Salem Township is one of the twelve townships of Champaign County, Ohio, United States. The 2020 census reported 2,488 people living in the township.

==Geography==
Located in the northern part of the county, it borders the following townships:
- Liberty Township, Logan County - north
- Monroe Township, Logan County - northeast
- Wayne Township - east
- Union Township - southeast
- Urbana Township - south
- Mad River Township - southwest corner
- Concord Township - west
- Harrison Township - northwest

A small part of the city of Urbana, the county seat of Champaign County, is located in the southern part of the township, and the unincorporated community of Kennard lies in the township's east. The Ohio Caverns are located in the northeastern part of the township, near the Logan County line.

==Name and history==
It is one of fourteen Salem Townships statewide.
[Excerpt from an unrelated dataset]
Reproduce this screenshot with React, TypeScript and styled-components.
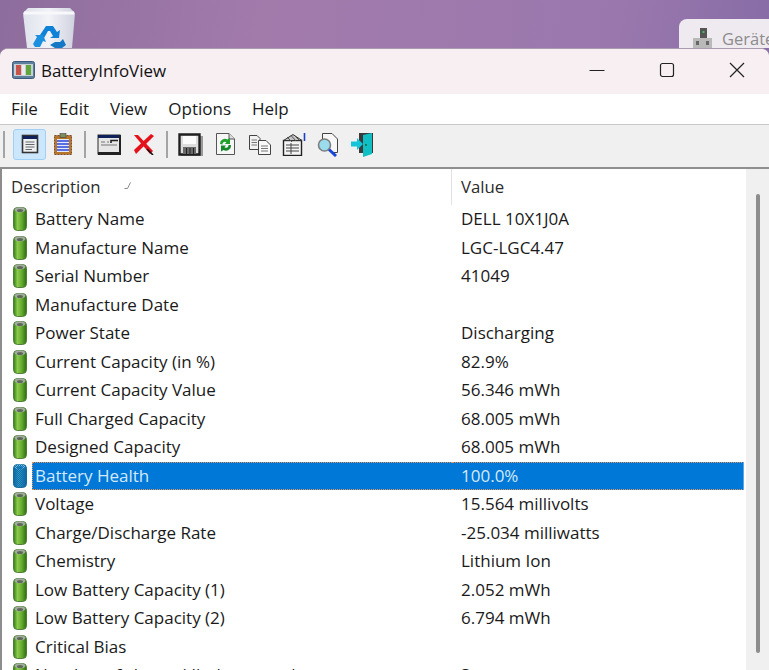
import React from 'react';
import styled, { createGlobalStyle } from 'styled-components';

const FONT = '"Open Sans", "Noto Sans", "Liberation Sans", sans-serif';

const GlobalStyle = createGlobalStyle`
  html, body {
    margin: 0;
    padding: 0;
    background: #8f70a6;
    overflow: hidden;
  }
  * { box-sizing: border-box; }
`;

const Screen = styled.div`
  width: 769px;
  height: 670px;
  display: flex;
  flex-direction: column;
  overflow: hidden;
  font-family: ${FONT};
  background: linear-gradient(100deg, #8d6d9d 0%, #a27bab 30%, #9a78ae 70%, #7a649f 100%);
`;

const Desktop = styled.div`
  height: 48px;
  flex: none;
  display: flex;
  justify-content: space-between;
  align-items: flex-end;
  padding-left: 22px;
  overflow: hidden;
`;

const BinIcon = styled.svg`
  width: 54px;
  height: 40px;
  display: block;
`;

const BackWindow = styled.div`
  width: 90px;
  height: 29px;
  display: flex;
  align-items: flex-start;
  gap: 9px;
  padding: 9px 0 0 13px;
  background: #efeaef;
  border-radius: 8px 0 0 0;
  color: #8c8c8c;
  font-size: 16.5px;
  line-height: 22px;
  white-space: nowrap;
  overflow: hidden;
`;

const Win = styled.div`
  flex: 1;
  min-height: 0;
  display: flex;
  flex-direction: column;
  border-radius: 8px 8px 0 0;
  overflow: hidden;
  border-top: 1px solid #a99cae;
  background: #f0f0f0;
`;

const TitleBar = styled.div`
  height: 45px;
  flex: none;
  display: flex;
  align-items: center;
  padding: 0 0 3px 12px;
  background: #f7eff1;
  color: #111;
`;

const AppTitle = styled.span`
  margin-left: 6px;
  font-size: 16.9px;
`;

const WinControls = styled.div`
  margin-left: auto;
  display: flex;
  align-items: center;
  gap: 54px;
  padding-right: 24px;
`;

const MenuBar = styled.div`
  height: 31px;
  flex: none;
  display: flex;
  align-items: center;
  gap: 21px;
  padding: 0 0 1px 11px;
  background: #fff;
  border-bottom: 1px solid #c8c8c8;
`;

const MenuItem = styled.span`
  font-size: 17px;
  color: #1a1a1a;
`;

const ToolBar = styled.div`
  height: 44px;
  flex: none;
  display: flex;
  align-items: center;
  padding: 0 0 4px 3px;
  background: #f0f0f0;
  border-bottom: 2px solid #8f8f8f;
`;

const ToolSep = styled.div`
  width: 2px;
  height: 27px;
  background: #a4a4a4;
  margin: 0 6px 0 5px;
  &:first-child {
    margin-left: 0;
  }
`;

const ToolButton = styled.div<{ $active?: boolean; $narrow?: boolean }>`
  width: ${p => (p.$narrow ? '33px' : '34.4px')};
  height: 31px;
  display: flex;
  align-items: center;
  justify-content: center;
  border-radius: 3px;
  margin-left: ${p => (p.$active ? '2px' : '0')};
  background: ${p => (p.$active ? '#cce6fc' : 'transparent')};
  border: 1px solid ${p => (p.$active ? '#9fd0f7' : 'transparent')};
`;

const ListArea = styled.div`
  flex: 1;
  min-height: 0;
  display: flex;
  background: #fff;
  border-left: 2px solid #8d8d8d;
`;

const ListBody = styled.div`
  flex: 1;
  min-width: 0;
  overflow: hidden;
`;

const HeaderRow = styled.div`
  height: 36px;
  display: grid;
  grid-template-columns: 450px 1fr;
  background: #fff;
  color: #2b2b2b;
`;

const HeaderCell = styled.div<{ $first?: boolean }>`
  display: flex;
  align-items: center;
  padding: 0 0 2px 9px;
  font-size: 16.8px;
  border-right: ${p => (p.$first ? '1px solid #e2e2e2' : 'none')};
`;

const SortMark = styled.svg`
  width: 8px;
  height: 8px;
  margin-left: 23px;
`;

const Row = styled.div`
  height: 28.5px;
  display: grid;
  grid-template-columns: 450px 1fr;
  align-items: center;
  font-size: 17px;
  color: #1a1a1a;
  white-space: nowrap;
`;

const NameCell = styled.div`
  display: flex;
  align-items: center;
  height: 100%;
  padding-left: 10px;
`;

const Label = styled.div<{ $selected?: boolean }>`
  flex: 1;
  height: 100%;
  display: flex;
  align-items: center;
  margin-left: 4px;
  padding: 0 0 1px ${p => (p.$selected ? '2px' : '3px')};
  ${p =>
    p.$selected
      ? `background: #0078d7; color: #d6e9fa; border-top: 1px dotted #e0955a; border-bottom: 1px dotted #e0955a; border-left: 1px dotted #e0955a;`
      : ''}
`;

const ValueCell = styled.div<{ $selected?: boolean }>`
  height: 100%;
  display: flex;
  align-items: center;
  padding: 0 0 1px 9px;
  ${p =>
    p.$selected
      ? `background: #0078d7; color: #d6e9fa; margin-right: 2px; border-top: 1px dotted #e0955a; border-bottom: 1px dotted #e0955a; border-right: 1px solid #5aa6e6;`
      : ''}
`;

const ScrollTrack = styled.div`
  width: 23px;
  flex: none;
  background: #f0f0f0;
  display: flex;
  justify-content: center;
  padding-top: 25px;
`;

const ScrollThumb = styled.div`
  width: 4px;
  height: 459px;
  background: #8d8d8d;
  border-radius: 2px;
`;

const BatteryIcon = ({ selected }: { selected?: boolean }) => (
  <svg width="16" height="26" viewBox="0 0 16 26" style={{ flex: 'none' }}>
    <defs>
      <linearGradient id="batg" x1="0" x2="1" y1="0" y2="0">
        <stop offset="0" stopColor="#2f7a16" />
        <stop offset="0.3" stopColor="#8ccb4c" />
        <stop offset="0.65" stopColor="#62a92e" />
        <stop offset="1" stopColor="#2c6c0e" />
      </linearGradient>
      <linearGradient id="bats" x1="0" x2="1" y1="0" y2="0">
        <stop offset="0" stopColor="#10607f" />
        <stop offset="0.4" stopColor="#3aa0b0" />
        <stop offset="1" stopColor="#0f5d80" />
      </linearGradient>
      <pattern id="batd" width="2" height="2" patternUnits="userSpaceOnUse">
        <rect width="1" height="1" fill="#0a6fc4" />
        <rect x="1" y="1" width="1" height="1" fill="#0a6fc4" />
      </pattern>
    </defs>
    <rect x="1.5" y="1.5" width="13" height="23" rx="4" fill={selected ? 'url(#bats)' : 'url(#batg)'} stroke={selected ? '#1a6a8c' : '#4f7f38'} />
    <ellipse cx="8" cy="3.8" rx="5.4" ry="2.6" fill={selected ? '#7fc0cc' : '#a3aba0'} />
    <ellipse cx="8" cy="4.4" rx="3" ry="1.5" fill={selected ? '#1e7fa6' : '#5c6a55'} />
    {selected && <rect x="1.5" y="1.5" width="13" height="23" rx="4" fill="url(#batd)" />}
  </svg>
);

const AppIcon = () => (
  <svg width="23" height="18" viewBox="0 0 23 18">
    <rect x="0.5" y="0.5" width="22" height="17" rx="2" fill="#5f7f9f" stroke="#3c5b7c" />
    <rect x="2" y="3" width="19" height="12" fill="#c9ced4" />
    <rect x="4" y="4" width="5" height="10" fill="#c9524a" />
    <rect x="10" y="4" width="3" height="10" fill="#ececec" />
    <rect x="14" y="4" width="5" height="10" fill="#5fa63c" />
  </svg>
);

const BinGraphic = () => (
  <BinIcon viewBox="0 0 54 40">
    <defs>
      <linearGradient id="bing" x1="0" x2="1" y1="0" y2="0">
        <stop offset="0" stopColor="#dfe2ec" />
        <stop offset="0.5" stopColor="#f2f3f8" />
        <stop offset="1" stopColor="#cfd1de" />
      </linearGradient>
    </defs>
    <path d="M1 5 L6 0 H48 L53 5 L50 40 H5 Z" fill="url(#bing)" />
    <path d="M2 5 H52" stroke="#f8f8fb" strokeWidth="3" />
    <path d="M18 27 L24 18 H31 L35 24 L38 22 L37 30 L28 30 L31 28 L28 23 H26 L22 30 Z" fill="#0f82d8" />
    <path d="M11 36 L15 29 L13 27 L21 27 L24 34 L21 33 L18 39 H13 Z" fill="#1b8fe0" />
    <path d="M33 40 V34 L28 37 L33 40 M33 34 H38 L41 31 L44 37 L40 40 H33 Z" fill="#1379c6" />
  </BinIcon>
);

const DeviceIcon = () => (
  <svg width="21" height="20" viewBox="0 0 21 20" style={{ flex: 'none' }}>
    <rect x="8" y="0" width="7" height="10" fill="#555" />
    <rect x="10.5" y="3" width="2" height="2" fill="#36c25a" />
    <rect x="1" y="10" width="19" height="10" fill="#b9b9b9" />
    <rect x="4" y="13" width="3" height="4" fill="#666" />
    <rect x="14" y="13" width="3" height="4" fill="#666" />
  </svg>
);

const ReportIcon = () => (
  <svg width="18" height="20" viewBox="0 0 18 20">
    <rect x="1.5" y="1.5" width="15" height="17" fill="#eef0f2" stroke="#333" strokeWidth="1.6" />
    <rect x="2" y="2" width="14" height="3" fill="#10205a" />
    <path d="M4.5 8 H13.5 M4.5 10.5 H13.5 M4.5 13 H13.5 M4.5 15.5 H11" stroke="#666" />
  </svg>
);

const ClipboardIcon = () => (
  <svg width="20" height="22" viewBox="0 0 20 22">
    <rect x="1.5" y="2.5" width="17" height="19" fill="#b8762a" stroke="#7a4a2a" strokeDasharray="2 1" />
    <rect x="4" y="6" width="12" height="13" fill="#e4e8fb" />
    <path d="M4 8 H16 M4 11 H16 M4 14 H16 M4 17 H16" stroke="#2a46d8" strokeWidth="1.6" />
    <rect x="7" y="0.5" width="6" height="4" fill="#7c8f5a" stroke="#444" strokeWidth="0.6" />
  </svg>
);

const WindowIcon = () => (
  <svg width="24" height="21" viewBox="0 0 24 21">
    <rect x="1" y="1" width="22" height="19" fill="#e6e6e6" stroke="#2b2b2b" />
    <rect x="1" y="1" width="22" height="3" fill="#10205a" />
    <rect x="1" y="18" width="23" height="3" fill="#222" />
    <rect x="22" y="1" width="2" height="20" fill="#222" />
    <path d="M4 8 H8 M10 8 H12 M4 11 H20" stroke="#777" />
    <path d="M14 9 V6.5 H21" stroke="#222" strokeWidth="1.6" fill="none" />
  </svg>
);

const DeleteIcon = () => (
  <svg width="22" height="21" viewBox="0 0 22 21">
    <path d="M1 1 L5 1 L20 17 L17 20 Z" fill="#e6101a" />
    <path d="M21 2 L18 0 L1 16 L3 20 Z" fill="#e6101a" />
    <path d="M14 15 L20 21" stroke="#111" strokeWidth="1.6" />
  </svg>
);

const SaveIcon = () => (
  <svg width="25" height="23" viewBox="0 0 25 23">
    <rect x="3" y="3" width="22" height="20" fill="#9a9a9a" />
    <path d="M1.5 1.5 H21.5 V21.5 H1.5 Z" fill="#dcdcdc" stroke="#1f1f1f" strokeWidth="2.4" />
    <rect x="5" y="3" width="13" height="8" fill="#fbfbfb" />
    <rect x="5" y="14" width="13" height="7" fill="#6a6a6a" />
    <path d="M8.5 15 V21 M12 15 V21 M15.5 15 V21" stroke="#222" />
  </svg>
);

const RefreshIcon = () => (
  <svg width="21" height="24" viewBox="0 0 21 24">
    <path d="M1.5 1.5 H14 L19.5 7 V22.5 H1.5 Z" fill="#f6f6f6" stroke="#555" />
    <path d="M14 1.5 V7 H19.5" fill="#ddd" stroke="#555" />
    <path d="M5 12 A5 5 0 0 1 12.5 7.5 L15 6 V12 H10 L11.5 10.2 A2.5 2.5 0 0 0 7.5 12.5 Z" fill="#1fa12c" />
    <path d="M16 13 A5 5 0 0 1 8.5 18 L6 19.5 V13.5 H11 L9.5 15.3 A2.5 2.5 0 0 0 13.5 13 Z" fill="#16882a" />
  </svg>
);

const CopyIcon = () => (
  <svg width="24" height="21" viewBox="0 0 24 21">
    <path d="M1.5 1.5 H9 L12 4.5 V15.5 H1.5 Z" fill="#f2f2f2" stroke="#444" />
    <path d="M3.5 6 H9 M3.5 8.5 H9 M3.5 11 H9" stroke="#777" />
    <path d="M10.5 6.5 H18 L22.5 11 V20.5 H10.5 Z" fill="#f8f8f8" stroke="#444" />
    <path d="M13 12 H20 M13 14.5 H20 M13 17 H20" stroke="#777" />
  </svg>
);

const PropsIcon = () => (
  <svg width="25" height="23" viewBox="0 0 25 23">
    <rect x="1.5" y="7.5" width="18" height="15" fill="#f4f4f4" stroke="#222" strokeWidth="1.4" />
    <path d="M1.5 7.5 L11 1.5 L20 7.5 Z" fill="#c4c4c4" stroke="#333" />
    <path d="M5 4 L10 9 M9 2.5 L14 8 M13 3 L17 7" stroke="#555" />
    <path d="M4 12 H17 M4 15 H17 M4 18 H17 M9 10 V21" stroke="#444" />
    <path d="M22.5 0 V8" stroke="#1c3fc4" strokeWidth="1.6" />
  </svg>
);

const SearchIcon = () => (
  <svg width="24" height="25" viewBox="0 0 24 25">
    <path d="M5.5 1.5 H15 L20.5 7 V20.5 H14 M5.5 8 V1.5" fill="#f7f7f7" stroke="#444" />
    <circle cx="7.5" cy="13" r="6" fill="#9bdcec" stroke="#7e7e7e" strokeWidth="1.6" />
    <path d="M12 17.5 L19 24" stroke="#1646d8" strokeWidth="3" />
  </svg>
);

const ExitIcon = () => (
  <svg width="24" height="25" viewBox="0 0 24 25">
    <rect x="8" y="1" width="14" height="20" fill="#3a3a3a" />
    <path d="M12 3 L21 1 V22 L12 25 Z" fill="#0fbfc4" />
    <circle cx="15" cy="13" r="1" fill="#063" />
    <path d="M0 9.5 H6 V6 L12 12 L6 18 V14.5 H0 Z" fill="#14c4d8" />
  </svg>
);

const rows: [string, string][] = [
  ['Battery Name', 'DELL 10X1J0A'],
  ['Manufacture Name', 'LGC-LGC4.47'],
  ['Serial Number', '41049'],
  ['Manufacture Date', ''],
  ['Power State', 'Discharging'],
  ['Current Capacity (in %)', '82.9%'],
  ['Current Capacity Value', '56.346 mWh'],
  ['Full Charged Capacity', '68.005 mWh'],
  ['Designed Capacity', '68.005 mWh'],
  ['Battery Health', '100.0%'],
  ['Voltage', '15.564 millivolts'],
  ['Charge/Discharge Rate', '-25.034 milliwatts'],
  ['Chemistry', 'Lithium Ion'],
  ['Low Battery Capacity (1)', '2.052 mWh'],
  ['Low Battery Capacity (2)', '6.794 mWh'],
  ['Critical Bias', ''],
  ['Number of charge/discharge cycles', '3'],
];

const SELECTED = 'Battery Health';

export default function App() {
  return (
    <Screen>
      <GlobalStyle />
      <Desktop>
        <BinGraphic />
        <BackWindow>
          <DeviceIcon />
          Geräte
        </BackWindow>
      </Desktop>
      <Win>
        <TitleBar>
          <AppIcon />
          <AppTitle>BatteryInfoView</AppTitle>
          <WinControls>
            <svg width="16" height="16" viewBox="0 0 16 16">
              <path d="M0.5 8.5 H15.5" stroke="#222" />
            </svg>
            <svg width="16" height="16" viewBox="0 0 16 16">
              <rect x="1.5" y="1.5" width="13" height="13" rx="2" fill="none" stroke="#222" strokeWidth="1.2" />
            </svg>
            <svg width="16" height="16" viewBox="0 0 16 16">
              <path d="M1 1 L15 15 M15 1 L1 15" stroke="#222" strokeWidth="1.2" />
            </svg>
          </WinControls>
        </TitleBar>
        <MenuBar>
          <MenuItem>File</MenuItem>
          <MenuItem>Edit</MenuItem>
          <MenuItem>View</MenuItem>
          <MenuItem>Options</MenuItem>
          <MenuItem>Help</MenuItem>
        </MenuBar>
        <ToolBar>
          <ToolSep />
          <ToolButton $active $narrow><ReportIcon /></ToolButton>
          <ToolButton $narrow><ClipboardIcon /></ToolButton>
          <ToolSep />
          <ToolButton><WindowIcon /></ToolButton>
          <ToolButton><DeleteIcon /></ToolButton>
          <ToolSep />
          <ToolButton><SaveIcon /></ToolButton>
          <ToolButton><RefreshIcon /></ToolButton>
          <ToolButton><CopyIcon /></ToolButton>
          <ToolButton><PropsIcon /></ToolButton>
          <ToolButton><SearchIcon /></ToolButton>
          <ToolButton><ExitIcon /></ToolButton>
        </ToolBar>
        <ListArea>
          <ListBody>
            <HeaderRow>
              <HeaderCell $first>
                Description
                <SortMark viewBox="0 0 8 8">
                  <path d="M6.5 0.5 L3.5 6.5 H0.5" fill="none" stroke="#8a8a8a" />
                </SortMark>
              </HeaderCell>
              <HeaderCell>Value</HeaderCell>
            </HeaderRow>
            {rows.map(([name, value]) => (
              <Row key={name}>
                <NameCell>
                  <BatteryIcon selected={name === SELECTED} />
                  <Label $selected={name === SELECTED}>{name}</Label>
                </NameCell>
                <ValueCell $selected={name === SELECTED}>{value}</ValueCell>
              </Row>
            ))}
          </ListBody>
          <ScrollTrack>
            <ScrollThumb />
          </ScrollTrack>
        </ListArea>
      </Win>
    </Screen>
  );
}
Salem Township was established in 1805 as one of the first townships in Champaign County.

A historic site in the township is Mount Tabor Methodist Episcopal Church. Built in 1881, it is listed on the National Register of Historic Places.

==Government==
The township is governed by a three-member board of trustees, who are elected in November of odd-numbered years to a four-year term beginning on the following January 1. Two are elected in the year after the presidential election and one is elected in the year before it. There is also an elected township fiscal officer, who serves a four-year term beginning on April 1 of the year after the election, which is held in November of the year before the presidential election. Vacancies in the fiscal officership or on the board of trustees are filled by the remaining trustees.

==Education==
West Liberty-Salem High School is located in Salem Township.